Even poll respondents who identified themselves as Republicans give Keyes less than a 50 percent approval rating. When asked who they would vote for today, just 48 percent of Republicans named Keyes - while almost one in five Republicans are defecting to Obama. Meanwhile, independent voters - crucial to any Republican victory in Illinois - are backing Obama almost 4-to-1.
"Basically, (Keyes) has driven away what is the core Republican base," said Kent Redfield, political scientist at the University of Illinois at Springfield. "Being from out of state makes him unacceptable to some voters ... (and) the way he's been running for office has driven voters away rather than attracted them.
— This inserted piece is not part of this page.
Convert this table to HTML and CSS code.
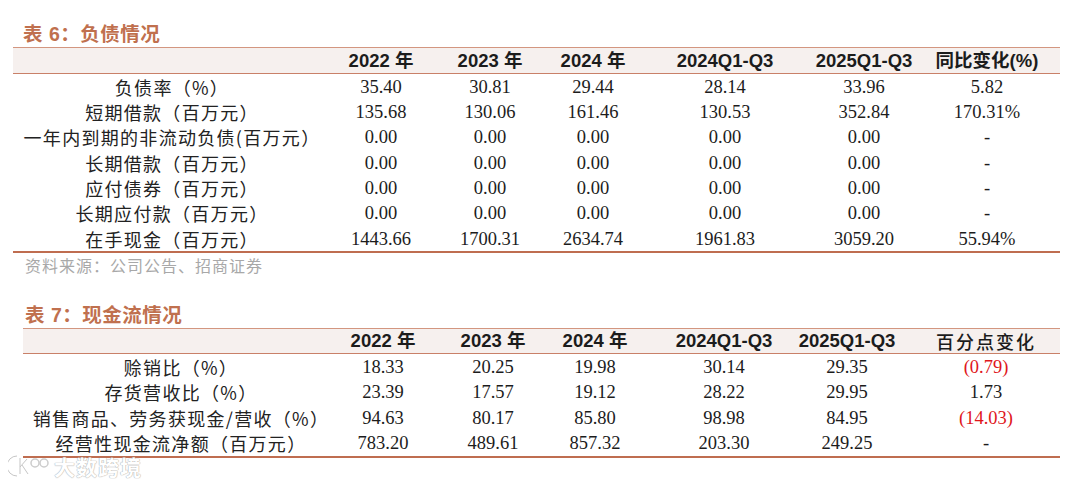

He has taken every position and pushed it to the logical extreme, he has taken every controversial stand he can, and it's turning people off."
That view is borne out by Republican poll respondents like William Fleischman, a Galesburg, Ill., salesman who is supporting President George W. Bush this year. "I'm a Republican, but Mr. Keyes doesn't trip my trigger - a guy who moves into the state like that," said Fleischman. "I'm probably more likely to vote for Mr. Obama, just because he's here."
For the first time in U.S. history, both major-party Senate candidates are African-American. Critics have alleged that part of the reason the GOP chose Keyes was to help blunt Obama's advantage among black voters.
If that was the strategy, it apparently has failed. The poll indicates that just 2 percent of Illinois' black population is backing Keyes.
The Research 2000 Illinois Poll was conducted by telephone Tuesday through Thursday. The poll's margin for error is 3.5 percentage points, which means that any individual number could be that much higher or lower.